A new fuel that might power the future of the world’s general aviation industry filled a small jar in a hanger at Ada Municipal Airport, looking as if it could have been a mug of amber ale.
Tim Roehl, co-founder and President of General Aviation Modifications Inc. (GAMI) placed the jar of newly developed fuel on a table next to a jar of current aviation fuel. The current fuel was tinted blue to indicate it contains lead.
The new fuel was developed solely by Ada’s GAMI and is called G100UL for GAMI’s 100 Motor Octane Unleaded. It is awaiting certification by the Federal Aviation Administration and is lead-free.
The general aviation world is the final transportation industry holdout still using leaded gasoline, called 100 Low-Lead, as its primary fuel for piston-engine aircraft.
However, the exemption for the use of a leaded fuel allowed by the Environmental Protection Agency (EPA) for general aviation aircraft is expiring.
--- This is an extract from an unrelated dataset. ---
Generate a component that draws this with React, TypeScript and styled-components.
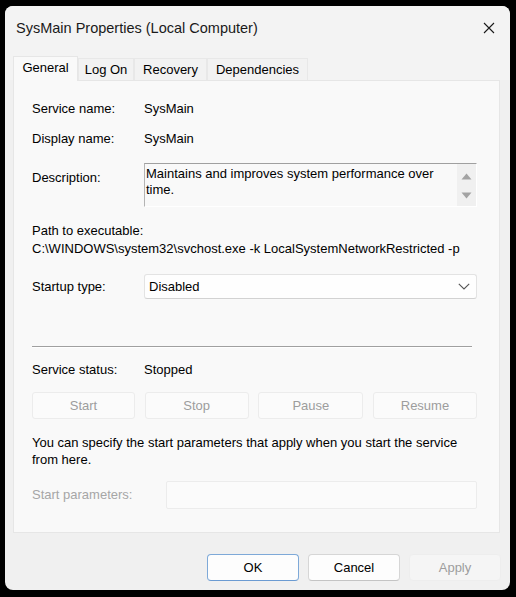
import React from "react";
import styled, { createGlobalStyle } from "styled-components";

const Global = createGlobalStyle`
  html, body { margin: 0; padding: 0; background: #000; }
  body { width: 516px; height: 597px; overflow: hidden; font-family: "Liberation Sans", Arial, sans-serif; }
  * { box-sizing: border-box; }
`;

const Window = styled.div`
  margin: 6px 0 0 5px;
  width: 505px;
  height: 584px;
  border-radius: 8px;
  background: #f0f0f0;
  display: flex;
  flex-direction: column;
  overflow: hidden;
  color: #000;
  font-size: 13px;
`;

const TitleBar = styled.div`
  height: 44px;
  display: flex;
  align-items: center;
  justify-content: space-between;
  padding: 0 15px 0 11px;
  background: #f3f3f3;
`;

const Title = styled.div`
  font-size: 14.5px;
  color: #1a1a1a;
  padding-bottom: 1px;
`;

const CloseIcon = styled.svg`
  width: 12px;
  height: 12px;
  display: block;
`;

const TabStrip = styled.div`
  height: 30px;
  display: flex;
  align-items: flex-end;
  padding-left: 8px;
  background: #f3f3f3;
`;

const Tab = styled.div<{ $w: number; $active?: boolean }>`
  width: ${(p) => p.$w}px;
  height: ${(p) => (p.$active ? 25 : 22)}px;
  display: flex;
  align-items: center;
  justify-content: center;
  background: ${(p) => (p.$active ? "#f9f9f9" : "#f2f2f2")};
  border: 1px solid ${(p) => (p.$active ? "#e6e6e6" : "#e8e8e8")};
  border-bottom: none;
  margin-bottom: ${(p) => (p.$active ? -1 : 0)}px;
  position: relative;
  z-index: ${(p) => (p.$active ? 1 : 0)};
  padding-bottom: ${(p) => (p.$active ? 3 : 0)}px;
  color: #000;
`;

const Panel = styled.div`
  margin: 0 10px 0 8px;
  height: 453px;
  background: #f9f9f9;
  border: 1px solid #e6e6e6;
  padding: 20px 22px 0 18px;
  display: flex;
  flex-direction: column;
`;

const Row = styled.div<{ $top: number; $label?: number; $start?: boolean }>`
  margin-top: ${(p) => p.$top}px;
  display: grid;
  grid-template-columns: ${(p) => p.$label ?? 112}px 1fr;
  align-items: ${(p) => (p.$start ? "start" : "center")};
  line-height: 16px;
`;

const Label = styled.div<{ $dim?: boolean; $pt?: number }>`
  color: ${(p) => (p.$dim ? "#a6a6a6" : "#000")};
  padding-top: ${(p) => p.$pt ?? 0}px;
`;

const Line = styled.div<{ $top: number }>`
  margin-top: ${(p) => p.$top}px;
  line-height: 16px;
  white-space: nowrap;
`;

const DescBox = styled.div`
  height: 44px;
  display: flex;
  border-top: 1px solid #a0a0a0;
  border-left: 1px solid #b4b4b4;
  border-right: 1px solid #ffffff;
  border-bottom: 1px solid #ffffff;
  background: #f9f9f9;
`;

const DescText = styled.div`
  flex: 1;
  padding: 2px 4px 0 1px;
  line-height: 16px;
`;

const ScrollBar = styled.div`
  width: 19px;
  background: #f0f0f0;
  display: flex;
  flex-direction: column;
  align-items: center;
  justify-content: space-between;
  padding: 9px 0 7px;
`;

const Arrow = styled.svg`
  width: 11px;
  height: 7px;
  display: block;
`;

const Select = styled.div`
  height: 25px;
  border: 1px solid #e3e3e3;
  border-bottom-color: #d2d2d2;
  border-radius: 3px;
  background: #fefefe;
  display: flex;
  align-items: center;
  justify-content: space-between;
  padding: 0 6px 0 4px;
`;

const Chevron = styled.svg`
  width: 12px;
  height: 7px;
  display: block;
`;

const Separator = styled.div`
  margin-top: 47px;
  margin-right: 5px;
  height: 2px;
  border-top: 1px solid #a0a0a0;
  border-bottom: 1px solid #ffffff;
`;

const ButtonRow = styled.div`
  margin-top: 14px;
  display: grid;
  grid-template-columns: 103px 104px 105px 104px;
  justify-content: space-between;
`;

const DisabledButton = styled.div`
  height: 27px;
  border: 1px solid #ececec;
  border-radius: 3px;
  background: #fbfbfb;
  color: #9d9d9d;
  display: flex;
  align-items: center;
  justify-content: center;
`;

const Paragraph = styled.div`
  margin-top: 15px;
  line-height: 17px;
`;

const Input = styled.div`
  height: 28px;
  border: 1px solid #ececec;
  border-radius: 2px;
  background: #fbfbfb;
`;

const Footer = styled.div`
  display: flex;
  justify-content: flex-end;
  gap: 9px;
  padding: 21px 9px 0 0;
`;

const FooterButton = styled.div<{ $variant?: "default" | "disabled" }>`
  width: 92px;
  height: 27px;
  border-radius: 4px;
  display: flex;
  align-items: center;
  justify-content: center;
  background: ${(p) => (p.$variant === "disabled" ? "#f5f5f5" : "#fdfdfd")};
  color: ${(p) => (p.$variant === "disabled" ? "#9d9d9d" : "#000")};
  border: 1px solid
    ${(p) =>
      p.$variant === "default"
        ? "#7ea9d8"
        : p.$variant === "disabled"
        ? "#ededed"
        : "#d6d6d6"};
  border-bottom-color: ${(p) =>
    p.$variant === "default" ? "#6b9bd2" : p.$variant === "disabled" ? "#ededed" : "#c4c4c4"};
`;

export default function App() {
  return (
    <>
      <Global />
      <Window>
        <TitleBar>
          <Title>SysMain Properties (Local Computer)</Title>
          <CloseIcon viewBox="0 0 12 12">
            <path d="M1 1 L11 11 M11 1 L1 11" stroke="#1a1a1a" strokeWidth="1.1" fill="none" />
          </CloseIcon>
        </TitleBar>
        <TabStrip>
          <Tab $w={65} $active>General</Tab>
          <Tab $w={56}>Log On</Tab>
          <Tab $w={73}>Recovery</Tab>
          <Tab $w={101}>Dependencies</Tab>
        </TabStrip>
        <Panel>
          <Row $top={0}>
            <Label>Service name:</Label>
            <div>SysMain</div>
          </Row>
          <Row $top={14}>
            <Label>Display name:</Label>
            <div>SysMain</div>
          </Row>
          <Row $top={16} $start>
            <Label $pt={7}>Description:</Label>
            <DescBox>
              <DescText>Maintains and improves system performance over time.</DescText>
              <ScrollBar>
                <Arrow viewBox="0 0 11 7">
                  <path d="M5.5 0.5 L10.5 6.5 L0.5 6.5 Z" fill="#a3a3a3" />
                </Arrow>
                <Arrow viewBox="0 0 11 7">
                  <path d="M0.5 0.5 L10.5 0.5 L5.5 6.5 Z" fill="#a3a3a3" />
                </Arrow>
              </ScrollBar>
            </DescBox>
          </Row>
          <Line $top={16}>Path to executable:</Line>
          <Line $top={2}>C:\WINDOWS\system32\svchost.exe -k LocalSystemNetworkRestricted -p</Line>
          <Row $top={17}>
            <Label>Startup type:</Label>
            <Select>
              <span>Disabled</span>
              <Chevron viewBox="0 0 12 7">
                <path d="M0.8 0.8 L6 6 L11.2 0.8" stroke="#555" strokeWidth="1.1" fill="none" />
              </Chevron>
            </Select>
          </Row>
          <Separator />
          <Row $top={14}>
            <Label>Service status:</Label>
            <div>Stopped</div>
          </Row>
          <ButtonRow>
            <DisabledButton>Start</DisabledButton>
            <DisabledButton>Stop</DisabledButton>
            <DisabledButton>Pause</DisabledButton>
            <DisabledButton>Resume</DisabledButton>
          </ButtonRow>
          <Paragraph>
            You can specify the start parameters that apply when you start the service
            <br />
            from here.
          </Paragraph>
          <Row $top={13} $label={134}>
            <Label $dim>Start parameters:</Label>
            <Input />
          </Row>
        </Panel>
        <Footer>
          <FooterButton $variant="default">OK</FooterButton>
          <FooterButton>Cancel</FooterButton>
          <FooterButton $variant="disabled">Apply</FooterButton>
        </Footer>
      </Window>
    </>
  );
}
That deadline prompted an industry-wide consortium to begin working on development of an alternative fuel about a decade ago.
“We became very frustrated with where we saw the industry going in terms of the inability to come up with a successful solution,” Roehl said. “So, we began to try to formulate a successful replacement fuel on our own. And after only about six months we seized upon a formulation and some chemistries that looked to us to be a viable replacement for the 100 Low Lead.”
GAMI patented the formulation and began working on the process to gain FAA certification – called a Supplemental Type Certificate (STC) -- for the fuel. Roehl expects to gain initial certification within six months.
“And that will be big news,” he said.
So, how did a tiny general aviation company located at a municipal airport in this Southeastern Oklahoma community of 17,000 people become a leader in development of aviation fuel?
GAMI’s footprint across the general aviation world is much larger than the three hangers and 45 employees it maintains at Ada Municipal Airport. Over the past 20 years it has developed some of the industry’s most innovative engine power management technologies.
Founded in 1996 by Roehl and business partner George Braly, the company quickly made an impact with development of its patented GAMIjector fuel injectors, which are replacement fuel injectors for piston engine aircraft.
The GAMIjectors allow pilots to fine tune the performance of their engines to run “lean of peak,” which means engines run cooler and use less fuel.
“We have continued to enjoy good sales with the GAMIjectors, with our 25,000th set recently sold,” Roehl said. “We sell them all over the world. We invented it, we patented it and basically wrote the book on it.”
Roehl is a long-time pilot and Oklahoma native who opened an Ada-based aviation manufacturing business called Dynamic Flight Structures in the late 1980s before selling the company.
Braly is an Ada native and is GAMI’s chief engineer who has been a certified flight instructor since he was 19 years old. He earned an aeronautical engineering degree from Brown University in 1970, just as NASA was winding down the Apollo space program and laying off hundreds of engineers.
So, Braly returned to Oklahoma, earned a law degree and began practicing law while continuing to fly. Braly and Roehl connected in the early-1990s and decided to partner in the venture that became GAMI.
“The fuel injector project turned into a springboard and got us going,” Braly said. “We kept expanding the business. Tim kept reaching out and finding things to bring in.”
The aviation business partners eventually opened a second successful Ada business in 1998 called Tornado Alley Turbo that builds and installs advanced turbonormalizing systems for piston engine aircraft.
A third company called Advanced Pilot Seminar, brings pilots from all over the world to Ada for three days of classes to learn how to operate aircraft engines in the safest manner and protect them from adverse operating conditions.
“We are well recognized in the pilot community for the unique things we do,” Roehl said. “We certainly enjoy being located in Ada. We have good support from the city and are on the airport with good access.”
If and when GAMI’s unleaded fuel is certified by the FAA for fleet use, Roehl anticipates licensing the formulation to major fuel producers such as Phillips, Shell and Exxon.
“We are quite confident that our fuel has all the characteristics that are key to becoming a successful fuel,” he said. “We are hoping for big things and thinking that may occur.”
And that’s big news for Oklahoma, as well as the general aviation world.